[Code that builds pages]
------------------------------------------------------------------------

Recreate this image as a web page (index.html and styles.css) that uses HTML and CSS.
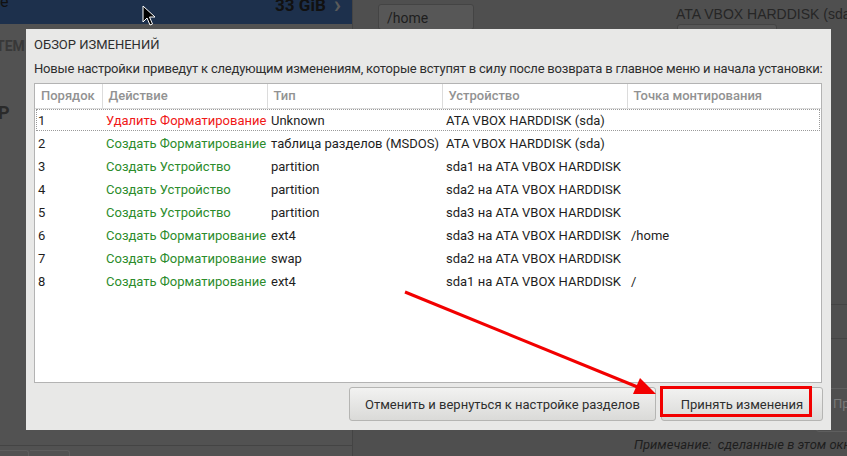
FILE: index.html
```html
<!DOCTYPE html>
<html lang="ru">
<head>
  <meta charset="UTF-8" />
  <title>Обзор изменений</title>
  <link rel="stylesheet" href="styles.css">
</head>
<body>
  <div class="screen">
    <!-- левая панель установщика (затемнена) -->
    <div class="left-panel">
      <div class="disk-bar">
        <span class="bar-label">e</span>
        <span class="bar-size">33 GiB</span>
        <span class="bar-chevron">&#x203A;</span>
      </div>
      <div class="section-label">ТЕМ</div>
      <div class="big-letter">Р</div>
      <div class="left-bottom">
        <span class="tab"></span>
        <span class="tab wide"></span>
      </div>
    </div>

    <!-- правая панель -->
    <div class="right-panel">
      <div class="top-row">
        <div class="field home-field">/home</div>
        <div class="device">
          <div class="device-name">ATA VBOX HARDDISK (sda)</div>
          <div class="field device-field"></div>
        </div>
      </div>
      <div class="side-lines">
        <div class="side-line"></div>
        <div class="side-line"></div>
      </div>
      <div class="side-button">Пр</div>
      <div class="note">Примечание:&nbsp; сделанные в этом окне</div>
    </div>
  </div>

  <!-- диалог -->
  <div class="dialog">
    <h2 class="dialog-title">ОБЗОР ИЗМЕНЕНИЙ</h2>
    <p class="dialog-text">Новые настройки приведут к следующим изменениям, которые вступят в силу после возврата в главное меню и начала установки:</p>

    <div class="table-box">
      <table class="changes">
        <thead>
          <tr>
            <th class="c-order">Порядок</th>
            <th class="c-action">Действие</th>
            <th class="c-type">Тип</th>
            <th class="c-device">Устройство</th>
            <th class="c-mount">Точка монтирования</th>
          </tr>
        </thead>
        <tbody>
          <tr class="focused">
            <td>1</td><td class="destroy">Удалить Форматирование</td><td>Unknown</td><td>ATA VBOX HARDDISK (sda)</td><td></td>
          </tr>
          <tr>
            <td>2</td><td class="create">Создать Форматирование</td><td>таблица разделов (MSDOS)</td><td>ATA VBOX HARDDISK (sda)</td><td></td>
          </tr>
          <tr>
            <td>3</td><td class="create">Создать Устройство</td><td>partition</td><td>sda1 на ATA VBOX HARDDISK</td><td></td>
          </tr>
          <tr>
            <td>4</td><td class="create">Создать Устройство</td><td>partition</td><td>sda2 на ATA VBOX HARDDISK</td><td></td>
          </tr>
          <tr>
            <td>5</td><td class="create">Создать Устройство</td><td>partition</td><td>sda3 на ATA VBOX HARDDISK</td><td></td>
          </tr>
          <tr>
            <td>6</td><td class="create">Создать Форматирование</td><td>ext4</td><td>sda3 на ATA VBOX HARDDISK</td><td>/home</td>
          </tr>
          <tr>
            <td>7</td><td class="create">Создать Форматирование</td><td>swap</td><td>sda2 на ATA VBOX HARDDISK</td><td></td>
          </tr>
          <tr>
            <td>8</td><td class="create">Создать Форматирование</td><td>ext4</td><td>sda1 на ATA VBOX HARDDISK</td><td>/</td>
          </tr>
        </tbody>
      </table>
    </div>

    <div class="dialog-buttons">
      <button class="btn btn-cancel">Отменить и вернуться к настройке разделов</button>
      <button class="btn btn-accept">Принять изменения<span class="highlight"></span></button>
    </div>
  </div>

  <!-- красная стрелка-пометка -->
  <svg class="annotation" width="847" height="456" viewBox="0 0 847 456">
    <line x1="405" y1="292" x2="640" y2="388" stroke="#f20000" stroke-width="3" />
    <polygon points="656,394 633,394 640,378" fill="#f20000" />
  </svg>

  <!-- курсор -->
  <svg class="cursor" width="14" height="22" viewBox="0 0 14 22">
    <path d="M1 1 L1 17 L5 13 L8 20 L10.5 19 L7.5 12 L13 12 Z" fill="#000" stroke="#fff" stroke-width="1" />
  </svg>
</body>
</html>
```

FILE: styles.css
```css
body {
  margin: 0;
  width: 847px;
  height: 456px;
  overflow: hidden;
  position: relative;
  font-family: Roboto, sans-serif;
  background-color: #4f4f4f;
}

.screen {
  display: flex;
  height: 456px;
}

/* левая панель */

.left-panel {
  width: 352px;
  flex-shrink: 0;
  border-right: 1px solid #444;
  background-color: #525252;
  display: flex;
  flex-direction: column;
}

.disk-bar {
  height: 24px;
  background-color: #1d304c;
  display: flex;
  align-items: flex-start;
  color: #111;
}

.bar-label {
  font-size: 16px;
  line-height: 12px;
  margin-top: -4px;
  flex: 1;
}

.bar-size {
  font-size: 17px;
  font-weight: bold;
  line-height: 12px;
  margin-top: -1px;
}

.bar-chevron {
  color: #5a5a5a;
  font-size: 24px;
  font-weight: bold;
  line-height: 12px;
  margin: -1px 11px 0 8px;
}

.section-label {
  margin-top: 14px;
  margin-left: -4px;
  font-size: 14px;
  font-weight: bold;
  color: #383838;
}

.big-letter {
  margin-top: 48px;
  font-size: 18px;
  font-weight: bold;
  color: #2a2a2a;
  margin-left: -2px;
}

.left-bottom {
  margin-top: auto;
  border-top: 1px solid #444;
  height: 10px;
  display: flex;
  align-items: flex-end;
  gap: 1px;
}

.tab {
  width: 28px;
  height: 5px;
  border: 1px solid #5e5e5e;
  border-bottom: none;
  border-left: none;
  border-radius: 0 3px 0 0;
}

.tab.wide {
  width: 39px;
}

/* правая панель */

.right-panel {
  flex: 1;
  min-width: 0;
  overflow: hidden;
  display: flex;
  flex-direction: column;
  padding-left: 25px;
}

.top-row {
  display: flex;
  align-items: flex-start;
  height: 56px;
}

.field {
  background-color: #575757;
  border: 1px solid #444;
  border-radius: 3px;
  flex-shrink: 0;
}

.home-field {
  width: 86px;
  height: 24px;
  margin-top: 4px;
  padding-left: 8px;
  font-size: 14px;
  line-height: 26px;
  color: #1e1e1e;
}

.device {
  margin-left: 202px;
  flex-shrink: 0;
}

.device-name {
  font-family: "Liberation Sans", sans-serif;
  font-size: 14px;
  line-height: 16px;
  margin-top: 6px;
  color: #262626;
  white-space: nowrap;
}

.device-field {
  width: 98px;
  height: 30px;
  margin-top: 2px;
  margin-left: 1px;
}

.side-lines {
  margin-top: 248px;
  margin-left: 453px;
}

.side-line {
  height: 33px;
  border-top: 1px solid #444;
}

.side-button {
  margin-top: 16px;
  margin-left: 438px;
  width: 60px;
  height: 44px;
  padding-left: 16px;
  border: 1px solid #5e5e5e;
  border-radius: 3px;
  color: #7a7a7a;
  font-size: 13px;
  line-height: 30px;
  box-sizing: border-box;
  flex-shrink: 0;
}

.note {
  margin-top: 5px;
  margin-left: 256px;
  font-style: italic;
  font-size: 13px;
  color: #1e1e1e;
  white-space: nowrap;
}

/* диалог */

.dialog {
  position: absolute;
  left: 26px;
  top: 29px;
  width: 805px;
  height: 401px;
  box-sizing: border-box;
  padding: 8px 9px 9px 8px;
  background-color: #e8e8e7;
  display: flex;
  flex-direction: column;
}

.dialog-title {
  margin: 0;
  font-size: 13px;
  font-weight: normal;
  line-height: 16px;
  color: #2e2e2e;
}

.dialog-text {
  margin: 8px 0 6px;
  font-size: 13px;
  line-height: 16px;
  letter-spacing: -0.2px;
  color: #2e2e2e;
  white-space: nowrap;
}

.table-box {
  height: 300px;
  flex-shrink: 0;
  box-sizing: border-box;
  border: 1px solid #b3b3b3;
  background-color: #fff;
  overflow: hidden;
}

.changes {
  width: 100%;
  table-layout: fixed;
  border-collapse: collapse;
  font-size: 13px;
  color: #1e1e1e;
}

.changes th {
  box-sizing: border-box;
  height: 24px;
  padding: 0 0 0 6px;
  text-align: left;
  font-weight: 500;
  color: #929292;
  border-left: 1px solid #dcdcdc;
  border-bottom: 1px solid #dcdcdc;
  white-space: nowrap;
  overflow: hidden;
}

.changes th:first-child {
  border-left: none;
}

.c-order { width: 67px; }
.c-action { width: 165px; }
.c-type { width: 175px; }
.c-device { width: 185px; }

.changes td {
  height: 23px;
  padding: 0 0 0 4px;
  white-space: nowrap;
}

.changes td:first-child {
  padding-left: 3px;
}

.changes tr.focused {
  outline: 1px dotted #9a9a9a;
  outline-offset: -2px;
}

.destroy {
  color: #f01818;
}

.create {
  color: #2c8c2c;
}

.dialog-buttons {
  display: flex;
  justify-content: flex-end;
  gap: 5px;
  margin-top: 4px;
  margin-right: -1px;
}

.btn {
  position: relative;
  height: 34px;
  padding: 0;
  border: 1px solid #b5b5b3;
  border-radius: 3px;
  background: linear-gradient(#f2f2f1, #dadad8);
  font-family: Roboto, sans-serif;
  font-size: 13px;
  color: #2e2e2e;
  white-space: nowrap;
}

.btn-cancel {
  width: 307px;
}

.btn-accept {
  width: 162px;
}

.highlight {
  position: absolute;
  left: -2px;
  top: -2px;
  width: 152px;
  height: 31px;
  box-sizing: border-box;
  border: 3px solid #f20000;
}

.annotation {
  position: absolute;
  left: 0;
  top: 0;
}

.cursor {
  position: absolute;
  left: 142px;
  top: 5px;
}
```
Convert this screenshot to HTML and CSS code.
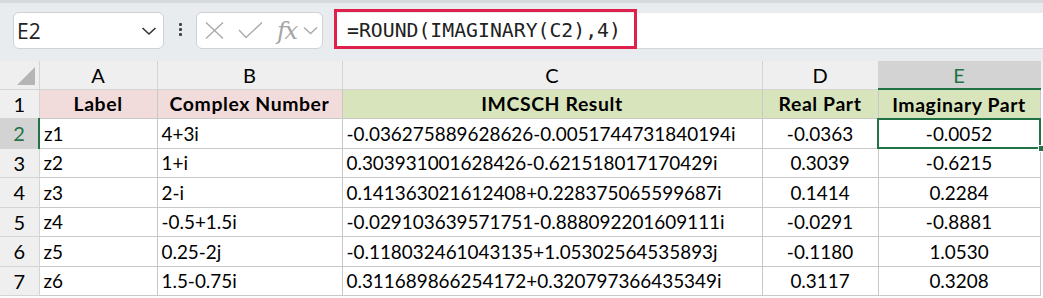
FILE: index.html
```
<!DOCTYPE html>
<html>
<head>
	<meta charset="UTF-8">
	<title>IMCSCH</title>
	<link rel="stylesheet" href="styles.css">
</head>
<body>
	<div class="toolbar">
		<div class="namebox">
			<span>E2</span>
			<svg width="16" height="10" viewBox="0 0 16 10"><polyline points="1.5,2 8,8 14.5,2" fill="none" stroke="#333" stroke-width="1.6"/></svg>
		</div>
		<div class="dots"><i></i><i></i><i></i></div>
		<div class="fxbox">
			<svg width="19" height="17" viewBox="0 0 19 17"><path d="M1 0.5 L18 16.5 M18 0.5 L1 16.5" stroke="#aaa" stroke-width="1.4" fill="none"/></svg>
			<svg width="25" height="17" viewBox="0 0 25 17"><polyline points="1,8 8,15.5 24,0.5" fill="none" stroke="#aaa" stroke-width="1.4"/></svg>
			<span class="fx">fx</span>
			<svg width="15" height="9" viewBox="0 0 15 9"><polyline points="1,1.5 7.5,7.5 14,1.5" fill="none" stroke="#aaa" stroke-width="1.4"/></svg>
		</div>
		<div class="formula">
			<span class="ftext">=ROUND(IMAGINARY(C2),4)</span>
			<div class="highlight"></div>
		</div>
	</div>

	<table class="sheet">
		<colgroup>
			<col style="width:39px">
			<col style="width:118px">
			<col style="width:185px">
			<col style="width:420px">
			<col style="width:116px">
			<col style="width:162px">
			<col>
		</colgroup>
		<thead>
			<tr class="colhead">
				<th class="corner"><span class="tri"></span></th>
				<th>A</th>
				<th>B</th>
				<th>C</th>
				<th>D</th>
				<th class="sel">E</th>
				<th class="rest"></th>
			</tr>
		</thead>
		<tbody>
			<tr class="r1">
				<td class="rh">1</td>
				<td class="pink">Label</td>
				<td class="pink">Complex Number</td>
				<td class="green">IMCSCH Result</td>
				<td class="green">Real Part</td>
				<td class="green">Imaginary Part</td>
				<td class="rest"></td>
			</tr>
			<tr>
				<td class="rh sel">2</td>
				<td>z1</td>
				<td>4+3i</td>
				<td>-0.036275889628626-0.0051744731840194i</td>
				<td class="num">-0.0363</td>
				<td class="num active">-0.0052<span class="handle"></span></td>
				<td class="rest"></td>
			</tr>
			<tr>
				<td class="rh">3</td>
				<td>z2</td>
				<td>1+i</td>
				<td>0.303931001628426-0.621518017170429i</td>
				<td class="num">0.3039</td>
				<td class="num">-0.6215</td>
				<td class="rest"></td>
			</tr>
			<tr>
				<td class="rh">4</td>
				<td>z3</td>
				<td>2-i</td>
				<td>0.141363021612408+0.228375065599687i</td>
				<td class="num">0.1414</td>
				<td class="num">0.2284</td>
				<td class="rest"></td>
			</tr>
			<tr>
				<td class="rh">5</td>
				<td>z4</td>
				<td>-0.5+1.5i</td>
				<td>-0.029103639571751-0.888092201609111i</td>
				<td class="num">-0.0291</td>
				<td class="num">-0.8881</td>
				<td class="rest"></td>
			</tr>
			<tr>
				<td class="rh">6</td>
				<td>z5</td>
				<td>0.25-2j</td>
				<td>-0.118032461043135+1.05302564535893j</td>
				<td class="num">-0.1180</td>
				<td class="num">1.0530</td>
				<td class="rest"></td>
			</tr>
			<tr>
				<td class="rh">7</td>
				<td>z6</td>
				<td>1.5-0.75i</td>
				<td>0.311689866254172+0.320797366435349i</td>
				<td class="num">0.3117</td>
				<td class="num">0.3208</td>
				<td class="rest"></td>
			</tr>
		</tbody>
	</table>
</body>
</html>
```

FILE: styles.css
```
*{
	box-sizing:border-box;
}

body{
	margin:0;
	background:#fff;
	font-family:Lato,"Liberation Sans",sans-serif;
	color:#000;
}

/* formula bar */
.toolbar{
	display:flex;
	align-items:flex-start;
	height:61px;
	padding:9px 0 0 13px;
	background:#e9ecef;
	border-top:3px solid #d6d9dd;
}

.namebox{
	display:flex;
	align-items:center;
	justify-content:space-between;
	width:151px;
	height:37px;
	padding:0 6px 0 3px;
	background:#fff;
	border:1px solid #cfd1d4;
	border-radius:6px;
	font-family:"Open Sans",sans-serif;
	font-size:21px;
	color:#222;
}

.dots{
	display:flex;
	flex-direction:column;
	align-items:center;
	gap:2px;
	width:32px;
	padding-top:11px;
}

.dots i{
	width:3px;
	height:3px;
	background:#444;
	border-radius:1px;
}

.fxbox{
	display:flex;
	align-items:center;
	width:127px;
	height:37px;
	padding-left:8px;
	background:#fff;
	border:1px solid #cfd1d4;
	border-radius:6px;
}

.fxbox svg{
	margin-right:14px;
}

.fxbox svg:last-child{
	margin-right:0;
}

.fx{
	font-family:"DejaVu Serif","Liberation Serif",serif;
	font-style:italic;
	font-size:24px;
	color:#a5a5a5;
	margin-right:7px;
	letter-spacing:-1.5px;
	line-height:1;
}

.formula{
	position:relative;
	flex:1;
	height:36px;
	margin-left:11px;
	margin-top:1px;
	background:#fff;
	border-bottom:1px solid #d4d6d9;
}

.ftext{
	display:block;
	padding-left:13px;
	line-height:35px;
	font-family:"DejaVu Sans Mono","Liberation Mono",monospace;
	font-size:19.8px;
	color:#222;
}

.highlight{
	position:absolute;
	left:0;
	top:-4px;
	width:303px;
	height:40px;
	border:3px solid #e0204c;
}

/* grid */
.sheet{
	border-collapse:collapse;
	table-layout:fixed;
	width:1043px;
	font-size:18.9px;
}

.sheet th,
.sheet td{
	border:1px solid #c8c8c8;
	padding:0 4px;
	white-space:nowrap;
	overflow:hidden;
}

.colhead th{
	height:28px;
	background:#efefef;
	font-weight:normal;
	border-top:none;
	border-color:#d4d4d4;
	font-size:20px;
}

.colhead th.sel{
	background:#d3d3d3;
	color:#217346;
	border-bottom:2px solid #217346;
}

.corner{
	position:relative;
	border-left:none !important;
}

.tri{
	position:absolute;
	right:4px;
	bottom:4px;
	width:0;
	height:0;
	border-left:18px solid transparent;
	border-bottom:18px solid #b5b5b5;
}

.sheet tbody tr{
	height:29.5px;
}

.rh{
	background:#efefef;
	text-align:center;
	border-left:none !important;
	border-color:#d4d4d4 !important;
	font-size:20px;
}

.rh.sel{
	background:#d3d3d3;
	color:#217346;
	border-right:2px solid #217346 !important;
}

.rest{
	border:none !important;
	background:#fff;
}

.colhead .rest{
	background:#efefef;
}

.r1 td{
	font-weight:bold;
	text-align:center;
	letter-spacing:0.6px;
	font-size:19.4px;
}

.r1 td.rh{
	font-weight:normal;
	letter-spacing:0;
	font-size:20px;
}

.pink{
	background:#f2dcdb;
}

.green{
	background:#d8e4bc;
}

.num{
	text-align:center;
}

.active{
	position:relative;
	overflow:visible !important;
	outline:2px solid #217346;
	outline-offset:-1px;
}

.handle{
	position:absolute;
	right:-5px;
	bottom:-4px;
	width:7px;
	height:7px;
	background:#217346;
	border:1px solid #fff;
}
```
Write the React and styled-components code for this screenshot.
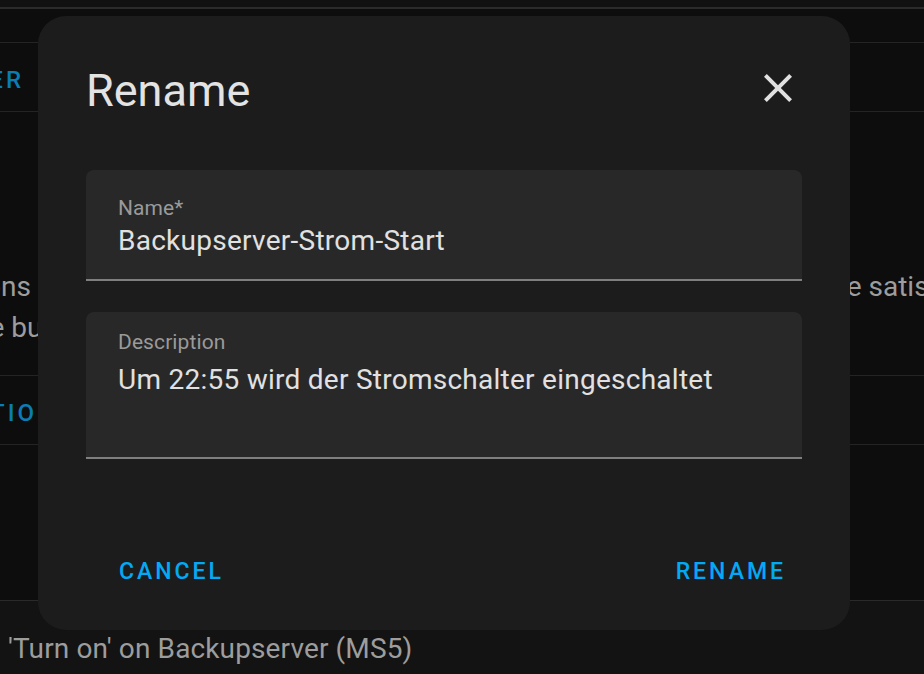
import React from "react"
import styled, { createGlobalStyle } from "styled-components"

const GlobalStyle = createGlobalStyle`
  html,
  body {
    margin: 0;
    padding: 0;
    background: #0d0d0d;
  }
  body {
    font-family: Roboto, "Noto Sans", "Liberation Sans", sans-serif;
    -webkit-font-smoothing: antialiased;
  }
`

const Page = styled("div")`
  position: relative;
  width: 100%;
  height: 674px;
  overflow: hidden;
  display: flex;
  flex-direction: column;
`
const TopStrip = styled("div")`
  flex-shrink: 0;
  height: 7px;
  background: #111111;
  border-bottom: 2px solid #2b2b2b;
`
const Main = styled("main")`
  flex: 1;
  box-sizing: border-box;
  padding-top: 33px;
  background: #0d0d0d;
`
const ActionRow = styled("div")`
  box-sizing: border-box;
  height: 70px;
  padding-top: 5px;
  display: flex;
  align-items: center;
  border-top: 1px solid #242424;
  border-bottom: 1px solid #242424;
`
const ClipEnd = styled("div")`
  flex-shrink: 0;
  width: ${props => props.$width}px;
  display: flex;
  justify-content: flex-end;
  overflow: hidden;
  white-space: nowrap;
`
const ActionText = styled("span")`
  font-size: 24px;
  font-weight: 500;
  letter-spacing: 3px;
  text-transform: uppercase;
  color: #0a7db4;
`
const Paragraph = styled("div")`
  padding: 154px 0 27px;
  font-size: 28px;
  line-height: 41px;
  color: #9d9d9d;
`
const TextLine = styled("div")`
  display: grid;
  grid-template-columns: ${props => props.$lead}px 800px 1fr;
  white-space: nowrap;
  overflow: hidden;
`
const BottomPanel = styled("div")`
  flex-shrink: 0;
  box-sizing: border-box;
  height: 74px;
  padding: 27px 0 0 8px;
  border-top: 1px solid #2a2a2a;
  background: #131313;
  font-size: 28px;
  line-height: 41px;
  letter-spacing: 0.13px;
  color: #9d9d9d;
`

const Dialog = styled("div")`
  position: absolute;
  top: 16px;
  left: 38px;
  box-sizing: border-box;
  width: 812px;
  height: 614px;
  padding: 49px 48px 34px;
  display: flex;
  flex-direction: column;
  background: #1c1c1c;
  border-radius: 28px;
`
const TitleRow = styled("div")`
  height: 52px;
  display: flex;
  justify-content: space-between;
  align-items: flex-start;
`
const Title = styled("h2")`
  margin: 0;
  font-size: 45px;
  font-weight: 400;
  line-height: 52px;
  color: #e3e3e3;
`
const CloseButton = styled("button")`
  width: 48px;
  height: 48px;
  margin-top: -1px;
  padding: 0;
  display: flex;
  border: none;
  background: transparent;
  color: #e1e1e1;
  cursor: pointer;
`
const Field = styled("label")`
  box-sizing: border-box;
  height: ${props => props.$height}px;
  margin-top: ${props => props.$gap}px;
  padding: ${props => props.$top}px 32px 0;
  display: flex;
  flex-direction: column;
  background: #282828;
  border-radius: 8px 8px 0 0;
  border-bottom: 2px solid #7f7f7f;
`
const FieldLabel = styled("span")`
  font-size: 21px;
  line-height: 25px;
  letter-spacing: 0.1px;
  color: #9a9a9a;
`
const inputStyle = `
  display: block;
  width: 100%;
  padding: 0;
  border: none;
  outline: none;
  background: transparent;
  font-family: inherit;
  font-size: 28px;
  line-height: 33px;
  letter-spacing: 0.26px;
  color: #e1e1e1;
`
const Input = styled("input")`
  ${inputStyle}
  height: 33px;
  margin-top: ${props => props.$gap}px;
`
const TextArea = styled("textarea")`
  ${inputStyle}
  height: 66px;
  margin-top: ${props => props.$gap}px;
  resize: none;
  overflow: hidden;
`
const Actions = styled("div")`
  margin-top: auto;
  padding: 0 2px 0 19px;
  display: flex;
  justify-content: space-between;
`
const TextButton = styled("button")`
  height: 48px;
  padding: 0 14px;
  border: none;
  background: none;
  font-family: inherit;
  font-size: 23px;
  font-weight: 500;
  line-height: 48px;
  letter-spacing: 3px;
  color: #03a9f4;
  cursor: pointer;
`

const CloseIcon = () => (
  <svg width="48" height="48" viewBox="0 0 24 24" fill="currentColor">
    <path d="M19 6.41L17.59 5 12 10.59 6.41 5 5 6.41 10.59 12 5 17.59 6.41 19 12 13.41 17.59 19 19 17.59 13.41 12z" />
  </svg>
)

export default function App() {
  return (
    <>
      <GlobalStyle />
      <Page>
        <TopStrip />
        <Main>
          <ActionRow>
            <ClipEnd $width={24}>
              <ActionText>Add trigger</ActionText>
            </ClipEnd>
          </ActionRow>
          <Paragraph>
            <TextLine $lead={31}>
              <ClipEnd $width={31}>All conditions</ClipEnd>
              <span />
              <span>be satisfied for the automation to run</span>
            </TextLine>
            <TextLine $lead={92}>
              <ClipEnd $width={92}>be added with the button</ClipEnd>
            </TextLine>
          </Paragraph>
          <ActionRow>
            <ClipEnd $width={57}>
              <ActionText>Add action</ActionText>
            </ClipEnd>
          </ActionRow>
        </Main>
        <BottomPanel>'Turn on' on Backupserver (MS5)</BottomPanel>

        <Dialog role="dialog" aria-label="Rename">
          <TitleRow>
            <Title>Rename</Title>
            <CloseButton aria-label="Close">
              <CloseIcon />
            </CloseButton>
          </TitleRow>
          <Field $gap={53} $height={111} $top={26}>
            <FieldLabel>Name*</FieldLabel>
            <Input $gap={3} defaultValue="Backupserver-Strom-Start" />
          </Field>
          <Field $gap={31} $height={147} $top={18}>
            <FieldLabel>Description</FieldLabel>
            <TextArea
              $gap={8}
              defaultValue="Um 22:55 wird der Stromschalter eingeschaltet"
            />
          </Field>
          <Actions>
            <TextButton>CANCEL</TextButton>
            <TextButton>RENAME</TextButton>
          </Actions>
        </Dialog>
      </Page>
    </>
  )
}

------------------------------------------------------------------------

■ To be done
Of the lines above, copy each that contains "this".

■ Solution below
Recreate this image as a web page (index.html and styles.css) that uses HTML and CSS.
Convert this screenshot to HTML and CSS code.
Write the React and styled-components code for this screenshot.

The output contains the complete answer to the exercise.